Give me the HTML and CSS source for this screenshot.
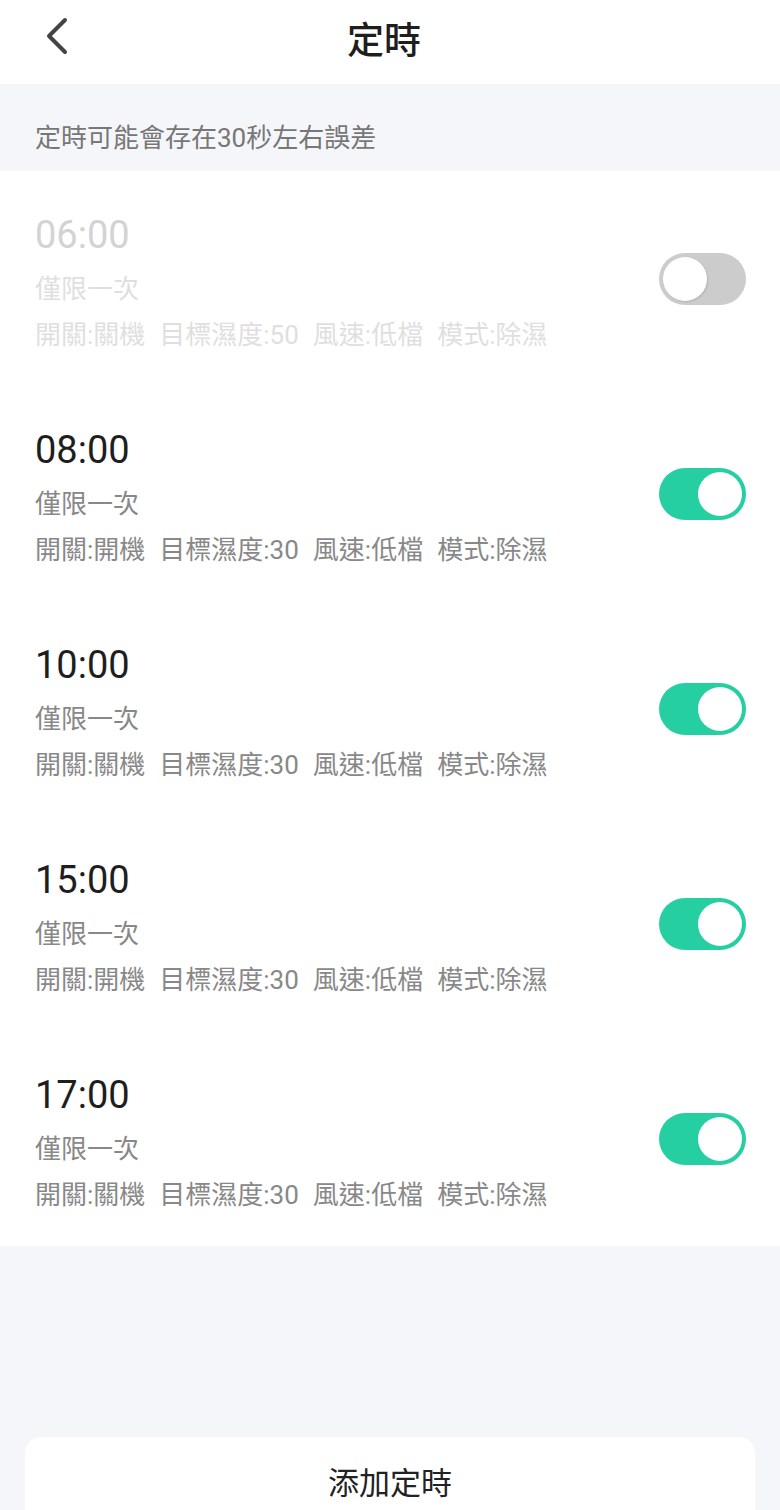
FILE: index.html
```html
<!DOCTYPE html>
<html lang="zh-Hant">
<head>
<meta charset="utf-8">
<title>定時</title>
<link rel="stylesheet" href="styles.css">
</head>
<body>
<div class="page">
  <header class="topbar">
    <span class="back">
      <svg width="30" height="40" viewBox="0 0 30 40"><polyline points="21,3 5,19 21,35" fill="none" stroke="#444" stroke-width="4" stroke-linecap="round" stroke-linejoin="round"/></svg>
    </span>
    <h1 class="title">定時</h1>
  </header>
  <div class="notice">定時可能會存在30秒左右誤差</div>
  <ul class="list">
    <li class="item disabled">
      <div class="info">
        <div class="time">06:00</div>
        <div class="repeat">僅限一次</div>
        <div class="detail"><span>開關:關機</span><span>目標濕度:50</span><span>風速:低檔</span><span>模式:除濕</span></div>
      </div>
      <span class="switch off"><span class="knob"></span></span>
    </li>
    <li class="item">
      <div class="info">
        <div class="time">08:00</div>
        <div class="repeat">僅限一次</div>
        <div class="detail"><span>開關:開機</span><span>目標濕度:30</span><span>風速:低檔</span><span>模式:除濕</span></div>
      </div>
      <span class="switch on"><span class="knob"></span></span>
    </li>
    <li class="item">
      <div class="info">
        <div class="time">10:00</div>
        <div class="repeat">僅限一次</div>
        <div class="detail"><span>開關:關機</span><span>目標濕度:30</span><span>風速:低檔</span><span>模式:除濕</span></div>
      </div>
      <span class="switch on"><span class="knob"></span></span>
    </li>
    <li class="item">
      <div class="info">
        <div class="time">15:00</div>
        <div class="repeat">僅限一次</div>
        <div class="detail"><span>開關:開機</span><span>目標濕度:30</span><span>風速:低檔</span><span>模式:除濕</span></div>
      </div>
      <span class="switch on"><span class="knob"></span></span>
    </li>
    <li class="item">
      <div class="info">
        <div class="time">17:00</div>
        <div class="repeat">僅限一次</div>
        <div class="detail"><span>開關:關機</span><span>目標濕度:30</span><span>風速:低檔</span><span>模式:除濕</span></div>
      </div>
      <span class="switch on"><span class="knob"></span></span>
    </li>
  </ul>
  <div class="actions">
    <button class="add-btn" type="button">添加定時</button>
  </div>
</div>
</body>
</html>
```

FILE: styles.css
```css
* { box-sizing: border-box; }
html, body {
  margin: 0;
  padding: 0;
  background: #f5f6fa;
}
body {
  font-family: Roboto, "Noto Sans CJK TC", sans-serif;
  color: #222;
}
.page {
  width: 780px;
  height: 1510px;
  overflow: hidden;
  display: flex;
  flex-direction: column;
}
.page > * { flex: none; }
.topbar {
  height: 84px;
  background: #fff;
  display: flex;
  align-items: center;
  justify-content: center;
  position: relative;
}
.back {
  position: absolute;
  left: 44px;
  top: 17px;
  width: 30px;
  height: 40px;
  display: flex;
}
.title {
  margin: -8px 12px 0 0;
  font-family: "Noto Sans CJK TC", sans-serif;
  font-size: 37px;
  font-weight: 500;
  line-height: 44px;
  color: #1e1e1e;
}
.notice {
  height: 87px;
  padding: 36px 0 0 35px;
  font-size: 26px;
  line-height: 36px;
  color: #777;
}
.list {
  list-style: none;
  margin: 0;
  padding: 0;
  background: #fff;
}
.item {
  height: 215px;
  padding: 42px 34px 0 35px;
  display: flex;
  align-items: flex-start;
  justify-content: space-between;
}
.info {
  display: flex;
  flex-direction: column;
}
.time {
  font-size: 38px;
  line-height: 44px;
  color: #1e1e1e;
}
.repeat {
  margin-top: 12px;
  font-family: "Noto Sans CJK TC", sans-serif;
  font-size: 26px;
  line-height: 36px;
  color: #888;
}
.detail {
  margin-top: 12px;
  font-size: 26px;
  line-height: 36px;
  color: #888;
  display: flex;
  gap: 14px;
  white-space: nowrap;
}
.disabled .time { color: #d3d3d3; }
.disabled .repeat,
.disabled .detail { color: #dfdfdf; }
.switch {
  width: 87px;
  height: 52px;
  border-radius: 26px;
  padding: 4px;
  display: flex;
  margin-top: 40px;
  flex: none;
}
.switch.on {
  background: #25cfa1;
  justify-content: flex-end;
}
.switch.off {
  background: #cccccc;
  justify-content: flex-start;
}
.knob {
  width: 44px;
  height: 44px;
  border-radius: 50%;
  background: #fff;
}
.switch.off .knob {
  box-shadow: 1px 1px 2px rgba(0,0,0,0.12);
}
.actions {
  padding: 191px 25px 0 25px;
}
.add-btn {
  width: 730px;
  height: 92px;
  border: none;
  border-radius: 16px;
  background: #fff;
  font-family: "Noto Sans CJK TC", sans-serif;
  font-size: 31px;
  color: #222;
  padding: 0 0 4px 0;
  line-height: 44px;
}
```
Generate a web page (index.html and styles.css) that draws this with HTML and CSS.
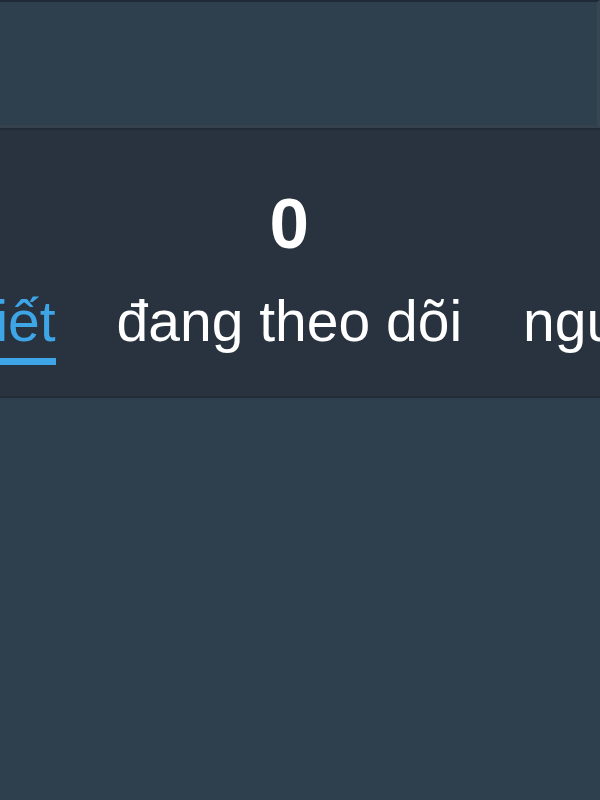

→ Task statement: Which lines above hold the word "page"? Copy each of them.

→ Answer to this problem:
<div class="page">
.page {
.page > * { flex: none; }
Generate a web page (index.html and styles.css) that draws this with HTML and CSS.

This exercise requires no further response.